_Data provided:_
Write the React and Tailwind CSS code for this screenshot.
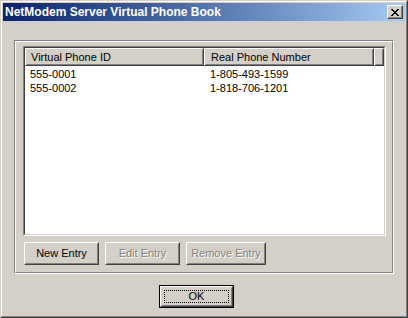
import React from "react";

const font = { fontFamily: '"Liberation Sans", Arial, sans-serif' };

function Btn({ children, disabled, className = "" }) {
  return (
    <div className={`border border-t-white border-l-white border-r-[#404040] border-b-[#404040] ${className}`}>
      <div className="h-full w-full border border-t-[#d4d0c8] border-l-[#d4d0c8] border-r-[#808080] border-b-[#808080] bg-[#d4d0c8] flex items-center justify-center text-[11px]">
        <span className={disabled ? "text-[#808080] [text-shadow:1px_1px_0_#fff]" : "text-black"}>{children}</span>
      </div>
    </div>
  );
}

function HeaderCell({ children, className = "" }) {
  return (
    <div className={`h-full border border-t-white border-l-white border-r-[#404040] border-b-[#404040] ${className}`}>
      <div className="h-full border border-t-[#d4d0c8] border-l-[#d4d0c8] border-r-[#808080] border-b-[#808080] bg-[#d4d0c8] flex items-center text-[11px] text-black">
        {children}
      </div>
    </div>
  );
}

export default function App() {
  const rows = [
    ["555-0001", "1-805-493-1599"],
    ["555-0002", "1-818-706-1201"],
  ];
  return (
    <div style={font} className="w-[408px] h-[318px] border border-t-[#d4d0c8] border-l-[#d4d0c8] border-r-[#404040] border-b-[#404040] bg-[#d4d0c8]">
      <div className="w-full h-full border border-t-white border-l-white border-r-[#808080] border-b-[#808080] p-[1px] flex flex-col">
        {/* Title bar */}
        <div className="h-[18px] flex items-center justify-between bg-gradient-to-r from-[#0a246a] to-[#a6caf0] pl-[2px] pr-[2px]">
          <span className="text-white font-bold text-[12px] leading-none">NetModem Server Virtual Phone Book</span>
          <div className="w-[16px] h-[14px] border border-t-white border-l-white border-r-[#404040] border-b-[#404040]">
            <div className="w-full h-full border border-t-[#d4d0c8] border-l-[#d4d0c8] border-r-[#808080] border-b-[#808080] bg-[#d4d0c8] flex items-center justify-center">
              <svg width="8" height="7" viewBox="0 0 8 7" shapeRendering="crispEdges">
                <path d="M0 0h2v1h-2zM6 0h2v1h-2zM1 1h2v1h-2zM5 1h2v1h-2zM2 2h4v1h-4zM3 3h2v1h-2zM2 4h4v1h-4zM1 5h2v1h-2zM5 5h2v1h-2zM0 6h2v1h-2zM6 6h2v1h-2z" fill="#000" />
              </svg>
            </div>
          </div>
        </div>

        {/* Group box */}
        <div className="mt-[19px] ml-[11px] w-[380px] h-[234px] border border-t-[#808080] border-l-[#808080] border-r-white border-b-white">
          <div className="w-full h-full border border-t-white border-l-white border-r-[#808080] border-b-[#808080] pl-[7px] pt-[4px] flex flex-col">
            {/* List view */}
            <div className="w-[363px] h-[190px] border border-t-[#808080] border-l-[#808080] border-r-white border-b-white">
              <div className="w-full h-full border border-t-[#404040] border-l-[#404040] border-r-[#d4d0c8] border-b-[#d4d0c8] bg-white flex flex-col">
                <div className="h-[18px] flex shrink-0">
                  <HeaderCell className="w-[179px]"><span className="pl-[4px]">Virtual Phone ID</span></HeaderCell>
                  <HeaderCell className="w-[170px]"><span className="pl-[5px]">Real Phone Number</span></HeaderCell>
                  <HeaderCell className="flex-1"><span /></HeaderCell>
                </div>
                <div className="pt-[1px]">
                  {rows.map((r) => (
                    <div key={r[0]} className="h-[14px] flex items-center text-[11px] text-black">
                      <span className="w-[179px] pl-[5px]">{r[0]}</span>
                      <span className="pl-[6px]">{r[1]}</span>
                    </div>
                  ))}
                </div>
              </div>
            </div>
            {/* Buttons */}
            <div className="mt-[6px] ml-[1px] flex gap-[6px]">
              <Btn className="w-[75px] h-[23px]">New Entry</Btn>
              <Btn disabled className="w-[75px] h-[23px]">Edit Entry</Btn>
              <Btn disabled className="w-[80px] h-[23px]">Remove Entry</Btn>
            </div>
          </div>
        </div>

        {/* OK button */}
        <div className="mt-[11px] ml-[156px] w-[75px] h-[23px] border border-black">
          <div className="w-full h-full border border-t-white border-l-white border-r-[#404040] border-b-[#404040]">
            <div className="w-full h-full border border-t-[#d4d0c8] border-l-[#d4d0c8] border-r-[#808080] border-b-[#808080] bg-[#d4d0c8] p-[2px]">
              <div className="w-full h-full border border-dotted border-black flex items-center justify-center text-[11px] text-black">
                OK
              </div>
            </div>
          </div>
        </div>
      </div>
    </div>
  );
}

_Directions:_ Reproduce the material above verbatim; omit every picture.

_Final answer:_
Write the React and Tailwind CSS code for this screenshot.
import React from "react";

const font = { fontFamily: '"Liberation Sans", Arial, sans-serif' };

function Btn({ children, disabled, className = "" }) {
  return (
    <div className={`border border-t-white border-l-white border-r-[#404040] border-b-[#404040] ${className}`}>
      <div className="h-full w-full border border-t-[#d4d0c8] border-l-[#d4d0c8] border-r-[#808080] border-b-[#808080] bg-[#d4d0c8] flex items-center justify-center text-[11px]">
        <span className={disabled ? "text-[#808080] [text-shadow:1px_1px_0_#fff]" : "text-black"}>{children}</span>
      </div>
    </div>
  );
}

function HeaderCell({ children, className = "" }) {
  return (
    <div className={`h-full border border-t-white border-l-white border-r-[#404040] border-b-[#404040] ${className}`}>
      <div className="h-full border border-t-[#d4d0c8] border-l-[#d4d0c8] border-r-[#808080] border-b-[#808080] bg-[#d4d0c8] flex items-center text-[11px] text-black">
        {children}
      </div>
    </div>
  );
}

export default function App() {
  const rows = [
    ["555-0001", "1-805-493-1599"],
    ["555-0002", "1-818-706-1201"],
  ];
  return (
    <div style={font} className="w-[408px] h-[318px] border border-t-[#d4d0c8] border-l-[#d4d0c8] border-r-[#404040] border-b-[#404040] bg-[#d4d0c8]">
      <div className="w-full h-full border border-t-white border-l-white border-r-[#808080] border-b-[#808080] p-[1px] flex flex-col">
        {/* Title bar */}
        <div className="h-[18px] flex items-center justify-between bg-gradient-to-r from-[#0a246a] to-[#a6caf0] pl-[2px] pr-[2px]">
          <span className="text-white font-bold text-[12px] leading-none">NetModem Server Virtual Phone Book</span>
          <div className="w-[16px] h-[14px] border border-t-white border-l-white border-r-[#404040] border-b-[#404040]">
            <div className="w-full h-full border border-t-[#d4d0c8] border-l-[#d4d0c8] border-r-[#808080] border-b-[#808080] bg-[#d4d0c8] flex items-center justify-center">
              <svg width="8" height="7" viewBox="0 0 8 7" shapeRendering="crispEdges">
                <path d="M0 0h2v1h-2zM6 0h2v1h-2zM1 1h2v1h-2zM5 1h2v1h-2zM2 2h4v1h-4zM3 3h2v1h-2zM2 4h4v1h-4zM1 5h2v1h-2zM5 5h2v1h-2zM0 6h2v1h-2zM6 6h2v1h-2z" fill="#000" />
              </svg>
            </div>
          </div>
        </div>

        {/* Group box */}
        <div className="mt-[19px] ml-[11px] w-[380px] h-[234px] border border-t-[#808080] border-l-[#808080] border-r-white border-b-white">
          <div className="w-full h-full border border-t-white border-l-white border-r-[#808080] border-b-[#808080] pl-[7px] pt-[4px] flex flex-col">
            {/* List view */}
            <div className="w-[363px] h-[190px] border border-t-[#808080] border-l-[#808080] border-r-white border-b-white">
              <div className="w-full h-full border border-t-[#404040] border-l-[#404040] border-r-[#d4d0c8] border-b-[#d4d0c8] bg-white flex flex-col">
                <div className="h-[18px] flex shrink-0">
                  <HeaderCell className="w-[179px]"><span className="pl-[4px]">Virtual Phone ID</span></HeaderCell>
                  <HeaderCell className="w-[170px]"><span className="pl-[5px]">Real Phone Number</span></HeaderCell>
                  <HeaderCell className="flex-1"><span /></HeaderCell>
                </div>
                <div className="pt-[1px]">
                  {rows.map((r) => (
                    <div key={r[0]} className="h-[14px] flex items-center text-[11px] text-black">
                      <span className="w-[179px] pl-[5px]">{r[0]}</span>
                      <span className="pl-[6px]">{r[1]}</span>
                    </div>
                  ))}
                </div>
              </div>
            </div>
            {/* Buttons */}
            <div className="mt-[6px] ml-[1px] flex gap-[6px]">
              <Btn className="w-[75px] h-[23px]">New Entry</Btn>
              <Btn disabled className="w-[75px] h-[23px]">Edit Entry</Btn>
              <Btn disabled className="w-[80px] h-[23px]">Remove Entry</Btn>
            </div>
          </div>
        </div>

        {/* OK button */}
        <div className="mt-[11px] ml-[156px] w-[75px] h-[23px] border border-black">
          <div className="w-full h-full border border-t-white border-l-white border-r-[#404040] border-b-[#404040]">
            <div className="w-full h-full border border-t-[#d4d0c8] border-l-[#d4d0c8] border-r-[#808080] border-b-[#808080] bg-[#d4d0c8] p-[2px]">
              <div className="w-full h-full border border-dotted border-black flex items-center justify-center text-[11px] text-black">
                OK
              </div>
            </div>
          </div>
        </div>
      </div>
    </div>
  );
}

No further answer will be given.